Let’s be honest—we love the idea but don’t want to do the work. We would rather move on to other topics and avoid the discomfort. On the surface, we may seem okay with discussing boundaries, but our actions tell a different story. We become less connected, less communicative, and less available. Sometimes we break up with a partner, or perhaps even ghost them, to avoid it. Many of us would rather leave a loving relationship—romantic or otherwise—instead of having an uncomfortable talk. That’s how much we want to avoid the topic.

Think about it: how many times have we moved on from someone who brought up an uncomfortable conversation?

It happens every day. We just do it, and as a result we don’t evolve. We keep surface-level relationships in abundance and avoid deeper connections.

The deadliest conversation is the one where we have to hear when we are the ones who crossed a boundary. This might be the hardest talk to have. It’s painful to hear how we, ourselves, didn’t stay within the boundaries—it sucks to have to own our mistakes.

Can we really be present with our own discomfort when it’s our turn to hear what we have failed to do?

As a society, we tend to point our fingers outward. That’s the comfortable approach to uncomfortable talks—blame conversations are the ones where we are barely responsible. It’s the easy kind of uncomfortable.

Can we actually be still with ourselves and hear what we do not want to hear? It seems to me that we cannot. We have created the trend of occupying the arena of discomfort, but still having one foot in the comfort zone.

People do not like it when you speak about boundaries. They simply prefer you don’t verbalize it.

How fricking uncomfortable. We can’t do that! It’s too far into discomfort.

It’s too healthy! We will be forced to look at our sh*t.

We support the status quo by avoiding or bypassing the topic. We want people to read our minds instead of having real, authentic talks. We are not recognizing the courage it takes to bring these conversations up, and having gratitude for them.

We miss the point. These discussions are evidence that someone values you enough to go through the discomfort.

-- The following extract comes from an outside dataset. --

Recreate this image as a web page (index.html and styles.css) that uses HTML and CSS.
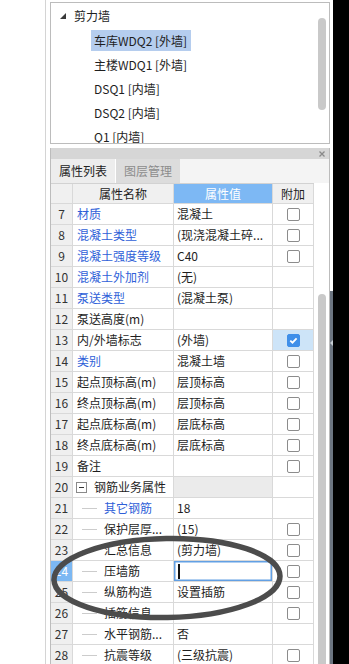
FILE: index.html
```html
<!DOCTYPE html>
<html lang="zh-CN">
<head>
  <meta charset="UTF-8">
  <meta name="viewport" content="width=device-width, initial-scale=1.0">
  <title>属性列表</title>
  <link rel="stylesheet" href="styles.css">
</head>
<body>
  <div class="gutter"></div>

  <div class="main">
    <!-- Component tree -->
    <div class="tree-panel">
      <div class="tree-list">
        <div class="tree-item root">
          <svg class="arrow" width="6" height="6" viewBox="0 0 6 6"><polygon points="6,0 6,6 0,6" fill="#3a3a3a"/></svg>
          剪力墙
        </div>
        <div class="tree-item child"><span class="label selected">车库WDQ2 [外墙]</span></div>
        <div class="tree-item child"><span class="label">主楼WDQ1 [外墙]</span></div>
        <div class="tree-item child"><span class="label">DSQ1 [内墙]</span></div>
        <div class="tree-item child"><span class="label">DSQ2 [内墙]</span></div>
        <div class="tree-item child"><span class="label">Q1 [内墙]</span></div>
      </div>
      <div class="scroll tree-scroll"><div class="thumb"></div></div>
    </div>

    <!-- Property grid -->
    <div class="prop-panel">
      <div class="title-bar">
        <svg width="6" height="6" viewBox="0 0 6 6"><path d="M0.5 0.5 L5.5 5.5 M5.5 0.5 L0.5 5.5" stroke="#8a8a8a" stroke-width="1.3"/></svg>
      </div>
      <div class="tabs">
        <div class="tab active">属性列表</div>
        <div class="tab">图层管理</div>
      </div>
      <div class="grid-wrap">
        <div class="grid">
          <div class="row head">
            <div class="c-num"></div>
            <div class="c-name">属性名称</div>
            <div class="c-val">属性值</div>
            <div class="c-add">附加</div>
          </div>
          <div class="row"><div class="c-num">7</div><div class="c-name link">材质</div><div class="c-val">混凝土</div><div class="c-add"><span class="cb"></span></div></div>
          <div class="row"><div class="c-num">8</div><div class="c-name link">混凝土类型</div><div class="c-val">(现浇混凝土碎...</div><div class="c-add"><span class="cb"></span></div></div>
          <div class="row"><div class="c-num">9</div><div class="c-name link">混凝土强度等级</div><div class="c-val">C40</div><div class="c-add"><span class="cb"></span></div></div>
          <div class="row"><div class="c-num">10</div><div class="c-name link">混凝土外加剂</div><div class="c-val">(无)</div><div class="c-add"></div></div>
          <div class="row"><div class="c-num">11</div><div class="c-name link">泵送类型</div><div class="c-val">(混凝土泵)</div><div class="c-add"></div></div>
          <div class="row"><div class="c-num">12</div><div class="c-name">泵送高度(m)</div><div class="c-val"></div><div class="c-add"></div></div>
          <div class="row"><div class="c-num">13</div><div class="c-name">内/外墙标志</div><div class="c-val">(外墙)</div>
            <div class="c-add on"><span class="cb checked"><svg width="13" height="13" viewBox="0 0 13 13"><path d="M3.3 6.6 L5.5 8.7 L9.6 4.4" fill="none" stroke="#fff" stroke-width="1.8"/></svg></span></div></div>
          <div class="row"><div class="c-num">14</div><div class="c-name link">类别</div><div class="c-val">混凝土墙</div><div class="c-add"><span class="cb"></span></div></div>
          <div class="row"><div class="c-num">15</div><div class="c-name">起点顶标高(m)</div><div class="c-val">层顶标高</div><div class="c-add"><span class="cb"></span></div></div>
          <div class="row"><div class="c-num">16</div><div class="c-name">终点顶标高(m)</div><div class="c-val">层顶标高</div><div class="c-add"><span class="cb"></span></div></div>
          <div class="row"><div class="c-num">17</div><div class="c-name">起点底标高(m)</div><div class="c-val">层底标高</div><div class="c-add"><span class="cb"></span></div></div>
          <div class="row"><div class="c-num">18</div><div class="c-name">终点底标高(m)</div><div class="c-val">层底标高</div><div class="c-add"><span class="cb"></span></div></div>
          <div class="row"><div class="c-num">19</div><div class="c-name">备注</div><div class="c-val"></div><div class="c-add"><span class="cb"></span></div></div>
          <div class="row"><div class="c-num">20</div><div class="c-name group"><span class="toggle"></span>钢筋业务属性</div><div class="c-val shaded"></div><div class="c-add"></div></div>
          <div class="row"><div class="c-num">21</div><div class="c-name sub link"><span class="branch"></span>其它钢筋</div><div class="c-val">18</div><div class="c-add"></div></div>
          <div class="row"><div class="c-num">22</div><div class="c-name sub"><span class="branch"></span>保护层厚...</div><div class="c-val">(15)</div><div class="c-add"><span class="cb"></span></div></div>
          <div class="row"><div class="c-num">23</div><div class="c-name sub"><span class="branch"></span>汇总信息</div><div class="c-val">(剪力墙)</div><div class="c-add"><span class="cb"></span></div></div>
          <div class="row"><div class="c-num current">24</div><div class="c-name sub"><span class="branch"></span>压墙筋</div><div class="c-val editing"><span class="caret"></span></div><div class="c-add"><span class="cb"></span></div></div>
          <div class="row"><div class="c-num">25</div><div class="c-name sub"><span class="branch"></span>纵筋构造</div><div class="c-val">设置插筋</div><div class="c-add"><span class="cb"></span></div></div>
          <div class="row"><div class="c-num">26</div><div class="c-name sub"><span class="branch"></span>插筋信息</div><div class="c-val"></div><div class="c-add"><span class="cb"></span></div></div>
          <div class="row"><div class="c-num">27</div><div class="c-name sub"><span class="branch"></span>水平钢筋...</div><div class="c-val">否</div><div class="c-add"></div></div>
          <div class="row"><div class="c-num">28</div><div class="c-name sub"><span class="branch"></span>抗震等级</div><div class="c-val">(三级抗震)</div><div class="c-add"><span class="cb"></span></div></div>
        </div>
        <div class="scroll grid-scroll"><div class="thumb"></div></div>
      </div>
    </div>
  </div>

  <div class="edge"><div class="edge-bar"><span class="notch"></span></div></div>
  <div class="screen-edge"></div>

  <!-- Hand-drawn highlight ring over the grid -->
  <svg class="mark" width="349" height="664" viewBox="0 0 349 664">
    <ellipse cx="167" cy="578" rx="113" ry="39.5" fill="none" stroke="#4c4c4c" stroke-width="5.5" transform="rotate(-1 167 578)"/>
  </svg>
</body>
</html>
```

FILE: styles.css
```css
* {
  box-sizing: border-box;
}
html, body {
  margin: 0;
}
body {
  position: relative;
  display: flex;
  height: 664px;
  overflow: hidden;
  background: #fff;
  font-family: "Noto Sans CJK SC", "Microsoft YaHei", sans-serif;
  font-size: 12px;
  color: #1e1e1e;
}
.gutter {
  width: 46px;
  border-right: 1px solid #d4d4d4;
}
.main {
  width: 284px;
  padding-left: 4px;
  display: flex;
  flex-direction: column;
}

/* tree */
.tree-panel {
  margin-top: 2px;
  height: 142px;
  flex-shrink: 0;
  border: 1px solid #bcbcbc;
  display: flex;
  overflow: hidden;
}
.tree-list {
  flex: 1;
  padding-top: 1px;
  overflow: hidden;
}
.tree-item {
  height: 24px;
  line-height: 24px;
  white-space: nowrap;
}
.root {
  padding-left: 9px;
  display: flex;
  align-items: center;
}
.arrow {
  margin-right: 8px;
  margin-top: -1px;
}
.child {
  padding-left: 40px;
  padding-top: 2px;
  line-height: 21px;
}
.label {
  display: inline-block;
  vertical-align: top;
  height: 21px;
  line-height: 21px;
  padding: 0 4px 0 3px;
}
.selected {
  background: #b5cdee;
}
.scroll {
  width: 11px;
  flex-shrink: 0;
}
.scroll .thumb {
  width: 8px;
  background: #c9c9c9;
  border-radius: 4px;
}
.tree-scroll .thumb {
  margin-top: 15px;
  height: 92px;
}

/* property panel */
.prop-panel {
  margin-top: 4px;
  flex: 1;
  min-height: 0;
  border-left: 1px solid #bcbcbc;
  border-right: 1px solid #bcbcbc;
  display: flex;
  flex-direction: column;
}
.title-bar {
  height: 11px;
  flex-shrink: 0;
  background: #d6d6d6;
  display: flex;
  align-items: center;
  justify-content: flex-end;
  padding-right: 4px;
}
.tabs {
  height: 24px;
  flex-shrink: 0;
  background: #f4f4f4;
  display: flex;
}
.tab {
  padding: 0 8px;
  line-height: 24px;
  background: #dcdcdc;
  color: #8c8c8c;
  border-left: 1px solid #fff;
}
.tab.active {
  background: #ededed;
  color: #222;
  border-left: none;
}
.grid-wrap {
  flex: 1;
  min-height: 0;
  display: flex;
  overflow: hidden;
}
.grid {
  width: 263px;
  flex-shrink: 0;
  border-top: 1px solid #d2d2d2;
}
.grid-scroll {
  flex: 1;
  padding-left: 4px;
}
.grid-scroll .thumb {
  margin-top: 111px;
  height: 400px;
  border-radius: 4px 4px 0 0;
}
.row {
  display: flex;
  height: 21px;
  flex-shrink: 0;
  line-height: 20px;
  border-bottom: 1px solid #d9d9d9;
}
.row.head {
  height: 20px;
  line-height: 19px;
}
.row > div {
  border-right: 1px solid #d9d9d9;
  white-space: nowrap;
  overflow: hidden;
}
.c-num {
  width: 22px;
  background: #efefef;
  text-align: center;
  color: #333;
}
.c-num.current {
  background: #7cb8f3;
  color: #fff;
}
.c-name {
  width: 101px;
  padding-left: 4px;
}
.c-val {
  width: 99px;
  padding-left: 3px;
}
.c-add {
  width: 41px;
  display: flex;
  align-items: center;
  justify-content: center;
}
.head > div {
  background: #f0f0f0;
  text-align: center;
  padding: 0;
}
.head .c-val {
  background: #7db8f4;
  color: #fff;
}
.link {
  color: #2f5fd8;
}
.group {
  display: flex;
  align-items: center;
  padding-left: 3px;
}
.toggle {
  width: 11px;
  height: 11px;
  border: 1px solid #8a8a8a;
  margin-right: 7px;
  position: relative;
  flex-shrink: 0;
}
.toggle::after {
  content: "";
  position: absolute;
  left: 2px;
  top: 4px;
  width: 5px;
  height: 1px;
  background: #333;
}
.sub {
  display: flex;
  align-items: center;
  padding-left: 9px;
}
.branch {
  width: 15px;
  height: 1px;
  background: #cccccc;
  margin-right: 7px;
  flex-shrink: 0;
}
.shaded {
  background: #ebebeb;
}
.editing {
  box-shadow: inset 0 0 0 1.5px #62a0e4;
  display: flex;
  align-items: center;
  padding-left: 4px;
}
.caret {
  width: 1.5px;
  height: 15px;
  background: #111;
}
.cb {
  width: 13px;
  height: 13px;
  border: 1px solid #8c8c8c;
  border-radius: 2px;
  background: #fff;
  margin-top: 1px;
  display: block;
}
.c-add.on {
  background: #cde4f8;
}
.cb.checked {
  border-color: #3f8fe9;
  background: #3f8fe9;
  position: relative;
}
.cb.checked svg {
  position: absolute;
  left: -1px;
  top: -1px;
}

/* window edge */
.edge {
  width: 3px;
  display: flex;
  flex-direction: column;
}
.edge-bar {
  margin-top: 291px;
  flex: 1;
  background: #6c7581;
  position: relative;
}
.notch {
  position: absolute;
  left: 0;
  top: 49px;
  border-top: 3px solid transparent;
  border-bottom: 3px solid transparent;
  border-right: 3px solid #c5ccd3;
}
.screen-edge {
  flex: 1;
  background: #000;
}
.mark {
  position: absolute;
  left: 0;
  top: 0;
  pointer-events: none;
}
```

We do the opposite. We devalue authentic talks—the kinds that make changes and build deeper connections. It’s crucial to understand how much we would benefit from these conversations—to learn the meaning of true connection, deepened trust, and intimacy. Instead, we avoid them at all costs.

So yes, we can certainly spout praises about Brené Brown’s work, and even quote and write articles about it, but do we actually live by the words we are quoting?

Can we find the courage to stay in discomfort long enough to work through the boundary issue, through the discomfort?